> Supplied material:
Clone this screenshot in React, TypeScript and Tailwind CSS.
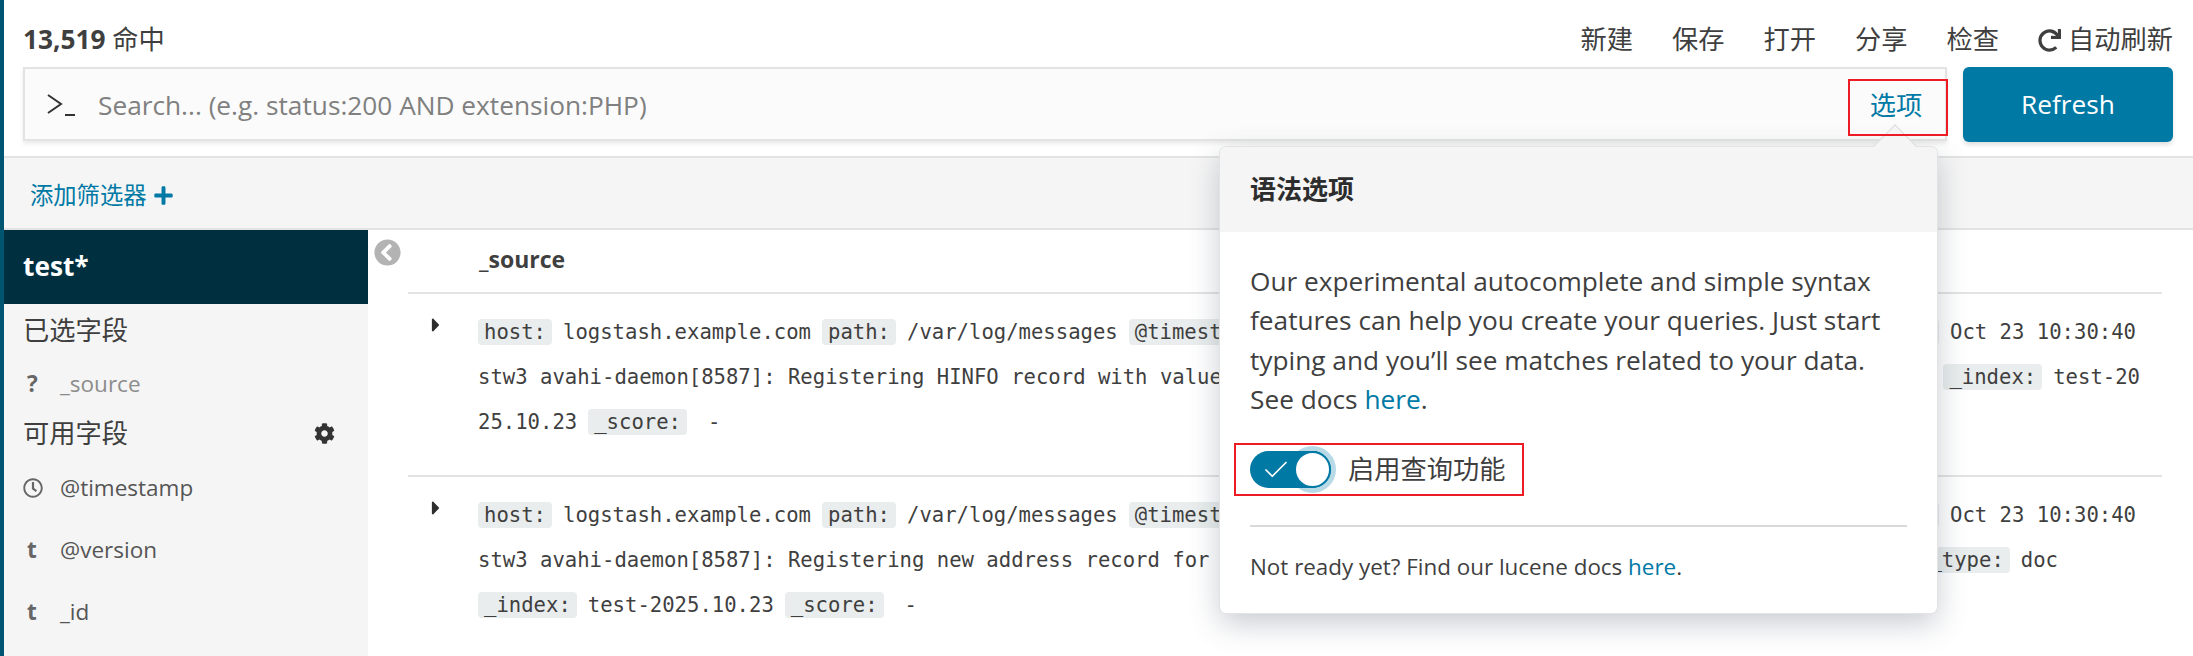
import { ReactNode } from "react"
import { Check } from "lucide-react"
import { FaCaretRight, FaChevronCircleLeft, FaCog, FaPlus, FaRedo, FaRegClock } from "react-icons/fa"

const sans = "font-['Open_Sans','Noto_Sans_CJK_SC',sans-serif]"

function Tag({ children }: { children: ReactNode }) {
  return <span className="mr-[11px] inline-flex h-[26px] items-center rounded-[4px] bg-[#e9eded] px-[6px]">{children}</span>
}

function Val({ children }: { children: ReactNode }) {
  return <span className="mr-[11px]">{children}</span>
}

function Line({ children, right, rightClass = "mr-[26px]" }: { children: ReactNode; right?: ReactNode; rightClass?: string }) {
  return (
    <div className="flex h-[45px] items-center justify-between whitespace-pre">
      <div className="flex items-center">{children}</div>
      {right && <div className={`flex items-center ${rightClass}`}>{right}</div>}
    </div>
  )
}

function Row({ children }: { children: ReactNode }) {
  return (
    <div className="flex border-b-2 border-[#e3e3e3] pt-[16px] pb-[30px]">
      <div className="w-[70px] pl-[20px] pt-[4px]">
        <FaCaretRight className="h-[22px] w-[16px] text-[#2d2d2d]" />
      </div>
      <div className="flex-1 font-['DejaVu_Sans_Mono',monospace] text-[20.6px] text-[#3f3f3f]">{children}</div>
    </div>
  )
}

function FieldItem({ icon, name, className }: { icon: ReactNode; name: string; className: string }) {
  return (
    <div className={`flex items-center pl-[23px] text-[22.5px] ${className}`}>
      <span className="flex w-[37px] items-center pl-[4px] font-bold text-[#666]">{icon}</span>
      <span>{name}</span>
    </div>
  )
}

export default function App() {
  return (
    <div className={`flex h-[656px] w-[2193px] overflow-hidden bg-white text-[#3f3f3f] ${sans}`}>
      <div className="w-[4px] shrink-0 bg-[#005571]" />
      <div className="relative flex min-w-0 flex-1 flex-col">
        <div className="h-[158px] shrink-0 border-b-2 border-[#e3e3e3] pl-[19px] pr-[20px]">
          <div className="flex h-[67px] items-center justify-between pt-[13px]">
            <div className="text-[26.25px]">
              <span className="font-bold">13,519</span> 命中
            </div>
            <div className="flex items-center gap-[39px] text-[26.25px]">
              <span>新建</span>
              <span>保存</span>
              <span>打开</span>
              <span>分享</span>
              <span>检查</span>
              <span className="flex items-center gap-[8px]">
                <FaRedo className="h-[23px] w-[23px]" />
                <span className="-ml-[1px]">自动刷新</span>
              </span>
            </div>
          </div>
          <div className="flex gap-[16px]">
            <div className="flex h-[74px] flex-1 items-center justify-between border-2 border-[#e3e3e3] bg-[#fbfbfb] pl-[22px] shadow-[0_3px_4px_rgba(0,0,0,0.08)]">
              <div className="flex items-center">
                <svg width="28" height="26" viewBox="0 0 28 26" fill="none" stroke="#333" strokeWidth="2">
                  <path d="M1 4 L14 13 L1 22" />
                  <path d="M18 24 H28" />
                </svg>
                <span className="ml-[23px] pt-[4px] text-[26.25px] text-[#808080]">Search... (e.g. status:200 AND extension:PHP)</span>
              </div>
              <div className="relative top-[3px] z-20 -mr-[3px] flex h-[57px] w-[100px] items-center justify-center border-2 border-[#ed1c24] pb-[3px] pr-[4px] text-[26.25px] text-[#0079a5]">
                选项
              </div>
            </div>
            <button className="h-[75px] w-[210px] rounded-[6px] bg-[#0079a5] text-[26.25px] text-white shadow-[0_3px_4px_rgba(0,0,0,0.12)]">Refresh</button>
          </div>
        </div>

        <div className="flex h-[72px] shrink-0 items-center gap-[7px] border-b-2 border-[#e3e3e3] bg-[#f5f5f5] pl-[26px] pt-[4px] text-[23.3px] text-[#0079a5]">
          添加筛选器
          <FaPlus className="h-[21px] w-[21px]" />
        </div>

        <div className="relative flex min-h-0 flex-1">
          <div className="w-[364px] shrink-0 bg-[#f5f5f5]">
            <div className="flex h-[74px] items-center bg-[#00303f] pl-[19px] text-[26.25px] font-bold text-white">test*</div>
            <div className="pl-[19px] pt-[7px] text-[26.25px]">已选字段</div>
            <div className="-ml-[4px] mt-[17px]">
              <FieldItem icon="?" name="_source" className="text-[#8c8c8c]" />
            </div>
            <div className="flex items-center justify-between pl-[19px] pr-[33px] pt-[13px] text-[26.25px]">
              可用字段
              <FaCog className="h-[21px] w-[21px] text-[#333]" />
            </div>
            <div className="-ml-[4px] mt-[17px] flex flex-col gap-[28px] text-[#555]">
              <FieldItem icon={<FaRegClock className="-ml-[4px] h-[20px] w-[20px]" />} name="@timestamp" className="h-[34px]" />
              <FieldItem icon="t" name="@version" className="h-[34px]" />
              <FieldItem icon="t" name="_id" className="h-[34px]" />
            </div>
          </div>

          <div className="relative min-w-0 flex-1 pl-[40px] pr-[31px]">
            <FaChevronCircleLeft className="absolute left-[6px] top-[9px] h-[27px] w-[27px] text-[#b3b3b3]" />
            <div className="flex h-[64px] items-center border-b-2 border-[#e3e3e3] pb-[4px] pl-[71px] text-[23px] font-bold">_source</div>
            <Row>
              <Line
                right={
                  <>
                    <Tag>message:</Tag>
                    <span>Oct 23 10:30:40</span>
                  </>
                }
              >
                <Tag>host:</Tag>
                <Val>logstash.example.com</Val>
                <Tag>path:</Tag>
                <Val>/var/log/messages</Val>
                <Tag>@timestamp:</Tag>
                <Val>October 23rd 2025, 10:30:40.000</Val>
              </Line>
              <Line
                rightClass="mr-[22px]"
                right={
                  <>
                    <Tag>_index:</Tag>
                    <span>test-20</span>
                  </>
                }
              >
                <Val>stw3 avahi-daemon[8587]: Registering HINFO record with values 'X86_64'/'LINUX'.</Val>
              </Line>
              <Line>
                <Val>25.10.23</Val>
                <Tag>_score:</Tag>
                <span className="ml-[10px]">-</span>
              </Line>
            </Row>
            <Row>
              <Line
                right={
                  <>
                    <Tag>message:</Tag>
                    <span>Oct 23 10:30:40</span>
                  </>
                }
              >
                <Tag>host:</Tag>
                <Val>logstash.example.com</Val>
                <Tag>path:</Tag>
                <Val>/var/log/messages</Val>
                <Tag>@timestamp:</Tag>
                <Val>October 23rd 2025, 10:30:40.000</Val>
              </Line>
              <Line
                rightClass="mr-[104px]"
                right={
                  <>
                    <Tag>_type:</Tag>
                    <span>doc</span>
                  </>
                }
              >
                <Val>stw3 avahi-daemon[8587]: Registering new address record for 192.168.1.10 on ens33.</Val>
              </Line>
              <Line>
                <Tag>_index:</Tag>
                <Val>test-2025.10.23</Val>
                <Tag>_score:</Tag>
                <span className="ml-[10px]">-</span>
              </Line>
            </Row>
          </div>
        </div>

        {/* syntax options popover */}
        <div className="absolute left-[1216px] top-[147px] z-10 h-[466px] w-[717px] rounded-[6px] bg-white shadow-[0_0_0_1px_#e3e3e3,0_10px_30px_rgba(65,78,101,0.3)]">
          <div className="absolute left-[659px] top-[-16px] h-[32px] w-[32px] rotate-45 border-l border-t border-[#dcdcdc] bg-[#f5f5f5]" />
          <div className="relative flex h-[85px] items-center rounded-t-[6px] bg-[#f5f5f5] pl-[30px] text-[26px] font-semibold text-[#2d2d2d]">语法选项</div>
          <div className="px-[30px] pt-[30px]">
            <p className="text-[26.25px] leading-[39.3px]">
              Our experimental autocomplete and simple syntax features can help you create your queries. Just start typing and you’ll see matches related to your data. See docs <span className="text-[#0079a5]">here</span>.
            </p>
            <div className="relative mt-[24px] flex h-[53px] items-center">
              <div className="absolute -left-[16px] top-0 h-[53px] w-[290px] border-2 border-[#ed1c24]" />
              <div className="flex h-[37px] w-[81px] items-center justify-between rounded-full bg-[#0079a5] pl-[11px]">
                <Check className="h-[30px] w-[30px] text-white" strokeWidth={1.4} />
                <span className="h-[37px] w-[37px] rounded-full border-2 border-[#0079a5] bg-white shadow-[0_0_0_5px_rgba(0,121,165,0.28)]" />
              </div>
              <span className="ml-[17px] text-[26.25px]">启用查询功能</span>
            </div>
            <div className="mt-[29px] border-t-2 border-[#d9d9d9] pt-[23px] text-[22.4px]">
              Not ready yet? Find our lucene docs <span className="text-[#0079a5]">here</span>.
            </div>
          </div>
        </div>
      </div>
    </div>
  )
}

> Written instruction: Go from the first line of the listing to the line holding "FaPlus, FaRedo, FaRegClock" and, please, transcribe those lines exactly, both included, with no pictures.

> Output of the task:
Clone this screenshot in React, TypeScript and Tailwind CSS.
import { ReactNode } from "react"
import { Check } from "lucide-react"
import { FaCaretRight, FaChevronCircleLeft, FaCog, FaPlus, FaRedo, FaRegClock } from "react-icons/fa"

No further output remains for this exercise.